MRI manufacturers won’t allow structural metals within certain distances of the isocenter of the magnet, with the distances being different depending on the weight of the metal and the strength of the magnet. Last time I designed a 3 tesla MRI exam room, we couldn’t use steel rebar within about 6′ of the isocenter. We ended up using fiberglass rebar in a 12″ thick concrete slab. Because the ceiling was within 6′ of the isocenter too, we had to use aluminum ceiling grid. Smaller objects can still be pulled slowly into the magnet though, so our rule of thumb was no magnetizable metal beyond the plane of the walls. So the drywall wall inside of the rf (radio frequency) shielding was normal metal studs, and the drywall was held up using steel screws, but anything inboard of that had to be stainless steel or other safe materials. To finish answering your question, beyond the 6′ (or whatever distance the particular MRI manufacturer requires) the MRI machine simply can’t pull the rebar hard enough to damage the floor.

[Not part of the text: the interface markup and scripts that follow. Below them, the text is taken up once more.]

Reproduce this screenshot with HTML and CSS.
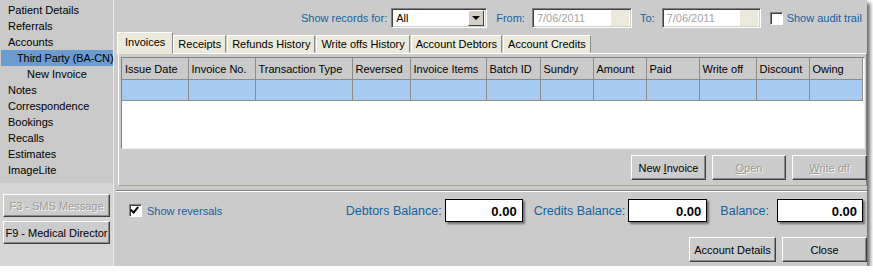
FILE: index.html
```html
<!DOCTYPE html>
<html lang="en">
<head>
    <meta charset="UTF-8">
    <title>Accounts - Invoices</title>
    <link rel="stylesheet" href="styles.css">
</head>
<body>
    <div class="window">
        <aside class="nav">
            <ul class="nav-list">
                <li>Patient Details</li>
                <li>Referrals</li>
                <li>Accounts</li>
                <li class="sub selected">Third Party (BA-CN)</li>
                <li class="subsub">New Invoice</li>
                <li>Notes</li>
                <li>Correspondence</li>
                <li>Bookings</li>
                <li>Recalls</li>
                <li>Estimates</li>
                <li>ImageLite</li>
            </ul>
            <div class="nav-buttons">
                <button class="btn nav-btn disabled">F3 - SMS Message</button>
                <button class="btn nav-btn">F9 - Medical Director</button>
            </div>
        </aside>

        <main class="main">
            <section class="upper">
                <div class="filters">
                    <span class="label">Show records for:</span>
                    <div class="field select">
                        <span>All</span>
                        <span class="drop"><i></i></span>
                    </div>
                    <span class="label from">From:</span>
                    <div class="field date">
                        <span>7/06/2011</span>
                        <span class="pick"></span>
                    </div>
                    <span class="label to">To:</span>
                    <div class="field date date-to">
                        <span>7/06/2011</span>
                        <span class="pick"></span>
                    </div>
                    <span class="check"></span>
                    <span class="label">Show audit trail</span>
                </div>

                <div class="tabs">
                    <div class="tab active">Invoices</div>
                    <div class="tab">Receipts</div>
                    <div class="tab">Refunds History</div>
                    <div class="tab">Write offs History</div>
                    <div class="tab">Account Debtors</div>
                    <div class="tab">Account Credits</div>
                </div>

                <div class="tab-panel">
                    <div class="grid">
                        <table>
                            <colgroup>
                                <col style="width:66px"><col style="width:67px"><col style="width:97px">
                                <col style="width:58px"><col style="width:76px"><col style="width:54px">
                                <col style="width:53px"><col style="width:53px"><col style="width:53px">
                                <col style="width:57px"><col style="width:53px"><col style="width:53px">
                            </colgroup>
                            <thead>
                                <tr>
                                    <th>Issue Date</th>
                                    <th>Invoice No.</th>
                                    <th>Transaction Type</th>
                                    <th>Reversed</th>
                                    <th>Invoice Items</th>
                                    <th>Batch ID</th>
                                    <th>Sundry</th>
                                    <th>Amount</th>
                                    <th>Paid</th>
                                    <th>Write off</th>
                                    <th>Discount</th>
                                    <th>Owing</th>
                                </tr>
                            </thead>
                            <tbody>
                                <tr class="row-selected">
                                    <td></td><td></td><td></td><td></td><td></td><td></td>
                                    <td></td><td></td><td></td><td></td><td></td><td></td>
                                </tr>
                            </tbody>
                        </table>
                    </div>
                    <div class="grid-actions">
                        <button class="btn new-invoice">New <u>I</u>nvoice</button>
                        <button class="btn open disabled"><u>O</u>pen</button>
                        <button class="btn write-off disabled"><u>W</u>rite off</button>
                    </div>
                </div>
            </section>

            <section class="lower">
                <div class="balances">
                    <div class="reversals">
                        <span class="check checked"></span>
                        <span class="label">Show reversals</span>
                    </div>
                    <span class="bal-label">Debtors Balance:</span>
                    <div class="amount debtors">0.00</div>
                    <span class="bal-label">Credits Balance:</span>
                    <div class="amount credits">0.00</div>
                    <span class="bal-label total-label">Balance:</span>
                    <div class="amount total">0.00</div>
                </div>
                <div class="actions">
                    <button class="btn details">Account Details</button>
                    <button class="btn close">Close</button>
                </div>
            </section>
        </main>
    </div>
</body>
</html>
```

FILE: styles.css
```css
body {
    margin: 0;
    background: #ffffff;
    font-family: "Liberation Sans", Arial, sans-serif;
    font-size: 11px;
    color: #000;
}

.window {
    width: 867px;
    height: 266px;
    display: flex;
    background: #cbcbcb;
    box-shadow: 3px 3px 4px rgba(0, 0, 0, 0.6);
}

/* Left navigation */
.nav {
    width: 113px;
    display: flex;
    flex-direction: column;
    border-right: 1px solid #ececec;
}

.nav-list {
    height: 181px;
    margin: 0;
    padding: 2px 0 0;
    list-style: none;
    background: #c9c9c9;
}

.nav-list li {
    height: 16px;
    line-height: 16px;
    padding-left: 8px;
    white-space: nowrap;
}

.nav-list .sub {
    padding-left: 16px;
    margin-left: 1px;
    letter-spacing: -0.1px;
}

.nav-list .subsub {
    padding-left: 27px;
}

.nav-list .selected {
    background: #6b9bd0;
}

.nav-buttons {
    flex: 1;
    background: #d5d5d5;
    padding: 11px 3px 0;
    display: flex;
    flex-direction: column;
    gap: 4px;
}

/* Buttons */
.btn {
    font-family: inherit;
    font-size: 11px;
    color: #000;
    background: #cccccc;
    border: 1px solid;
    border-color: #ffffff #404040 #404040 #ffffff;
    box-shadow: inset -1px -1px 0 #8a8a8a;
    padding: 0;
    height: 25px;
    box-sizing: border-box;
}

.btn u {
    text-decoration: underline;
}

.btn.disabled {
    color: #9c9c9c;
    text-shadow: 1px 1px 0 #f4f4f4;
}

.nav-btn {
    width: 107px;
    height: 23px;
}

/* Main area */
.main {
    flex: 1;
    margin-left: 2px;
    display: flex;
    flex-direction: column;
}

.upper {
    height: 190px;
    display: flex;
    flex-direction: column;
    padding-bottom: 4px;
    box-sizing: border-box;
}

.label {
    color: #14629f;
    white-space: nowrap;
}

.filters {
    height: 20px;
    margin: 8px 0 4px;
    padding-left: 185px;
    display: flex;
    align-items: center;
}

.field {
    height: 20px;
    box-sizing: border-box;
    background: #ffffff;
    border: 1px solid;
    border-color: #808080 #ffffff #ffffff #808080;
    box-shadow: inset 1px 1px 0 #404040, inset -1px -1px 0 #d4d0c8;
    display: flex;
    align-items: center;
    justify-content: space-between;
    padding: 2px 2px 2px 4px;
}

.select {
    width: 96px;
    margin-left: 4px;
}

.drop {
    width: 16px;
    height: 16px;
    box-sizing: border-box;
    background: #d4d0c8;
    border: 1px solid;
    border-color: #ffffff #404040 #404040 #ffffff;
    display: flex;
    align-items: center;
    justify-content: center;
}

.drop i {
    border-left: 4px solid transparent;
    border-right: 4px solid transparent;
    border-top: 4px solid #000;
}

.from {
    margin-left: 9px;
}

.date {
    width: 100px;
    margin-left: 7px;
    color: #a4a4a4;
}

.date-to {
    width: 99px;
}

.pick {
    width: 18px;
    height: 16px;
    background: #ebe9dc;
}

.to {
    margin-left: 8px;
}

.check {
    width: 13px;
    height: 13px;
    box-sizing: border-box;
    background: #ffffff;
    border: 1px solid;
    border-color: #808080 #ffffff #ffffff #808080;
    box-shadow: inset 1px 1px 0 #404040;
    margin: 0 4px 0 9px;
    position: relative;
}

.check.checked::after {
    content: "";
    position: absolute;
    left: 2px;
    top: 0;
    width: 3px;
    height: 6px;
    border: solid #000;
    border-width: 0 2px 2px 0;
    transform: rotate(40deg);
}

/* Tabs */
.tabs {
    height: 21px;
    padding-left: 1px;
    display: flex;
    align-items: flex-end;
    position: relative;
    z-index: 1;
}

.tab {
    height: 18px;
    line-height: 17px;
    padding: 0 4px;
    margin-right: 1px;
    box-sizing: border-box;
    background: #ebe9da;
    border: 1px solid;
    border-color: #ffffff #8a8a8a transparent #ffffff;
    white-space: nowrap;
}

.tab.active {
    height: 22px;
    line-height: 19px;
    padding: 0 7px;
    margin-bottom: -1px;
    margin-right: 0;
}

.tab-panel {
    flex: 1;
    margin-left: 2px;
    padding: 3px 1px 0 2px;
    border: 1px solid;
    border-color: #ffffff #808080 #a8a594 #ffffff;
    display: flex;
    flex-direction: column;
}

.grid {
    height: 92px;
    box-sizing: border-box;
    background: #ffffff;
    border: 1px solid;
    border-color: #808080 #f0f0f0 #f0f0f0 #808080;
    overflow: hidden;
}

.grid table {
    width: 740px;
    table-layout: fixed;
    border-collapse: collapse;
}

.grid th {
    height: 21px;
    padding: 0 3px;
    background: #cacaca;
    border: 1px solid #8c8c8c;
    border-top: 0;
    font-weight: normal;
    text-align: left;
    white-space: nowrap;
    overflow: hidden;
}

.grid th:first-child,
.grid td:first-child {
    border-left: 0;
}

.grid td {
    height: 20px;
    padding: 0;
    border: 1px solid #8c8c8c;
}

.row-selected td {
    background: #a6caf0;
}

.grid-actions {
    display: flex;
    justify-content: flex-end;
    gap: 6px;
    padding-top: 6px;
}

.new-invoice {
    width: 75px;
}

.open {
    width: 74px;
}

.write-off {
    width: 75px;
    margin-right: -2px;
}

/* Lower section */
.lower {
    flex: 1;
    border-top: 1px solid #808080;
    box-shadow: inset 0 1px 0 #ffffff;
    padding: 8px 4px 0 13px;
}

.balances {
    height: 23px;
    display: flex;
    align-items: center;
}

.reversals {
    display: flex;
    align-items: center;
    margin-right: auto;
}

.reversals .check {
    margin: 0 5px 0 0;
}

.bal-label {
    color: #14629f;
    font-size: 12.5px;
    white-space: nowrap;
    margin-right: 3px;
}

.total-label {
    margin-right: 8px;
}

.amount {
    height: 23px;
    line-height: 23px;
    box-sizing: border-box;
    background: #ffffff;
    border: 1px solid #000;
    box-shadow: 2px 2px 2px rgba(0, 0, 0, 0.45);
    text-align: right;
    padding-right: 5px;
    font-size: 13px;
    font-weight: bold;
}

.debtors {
    width: 78px;
    margin-right: 11px;
}

.credits {
    width: 79px;
    margin-right: 13px;
}

.total {
    width: 86px;
}

.actions {
    display: flex;
    justify-content: flex-end;
    gap: 6px;
    margin-top: 15px;
    margin-right: -4px;
}

.details {
    width: 87px;
}

.close {
    width: 85px;
}
```
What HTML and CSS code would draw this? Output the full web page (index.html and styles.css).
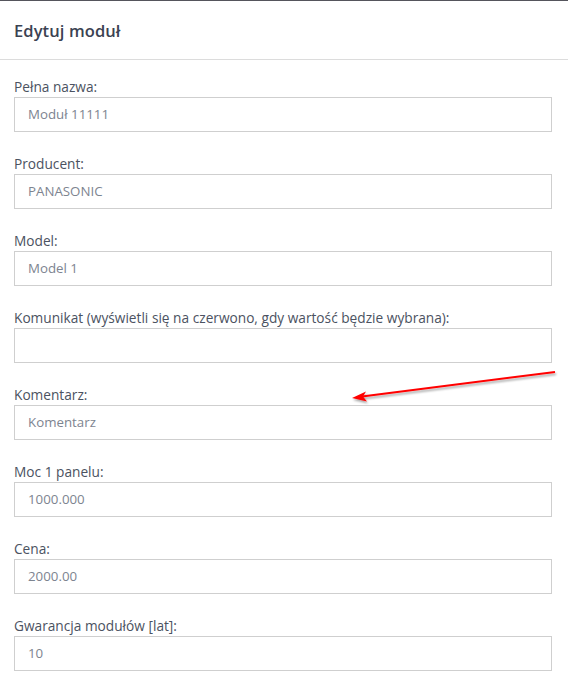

Another comment mentioned shielding, the rf shielding doesn’t affect the magnet’s strength at all, it’s only there because the MRI machine reads faint radio waves coming off your body during the exam and so we need to keep radio waves from entering the room. We can use magnetic shielding in the form of dozens of thin steel plates screwed to the inside of the walls or under the floor, but magnetic shielding is time consuming to engineer, extremely expensive, and the above distance recommendations work fine with no added cost involved. I’ve only ever seen magnetic shielding used once in a situation where there was a very sensitive piece of electronic equipment in the next room over from the MRI exam room so magnetic shielding was used on that one wall to keep the equipment from being affected (and no that equipment couldn’t just be moved which would have been so much easier).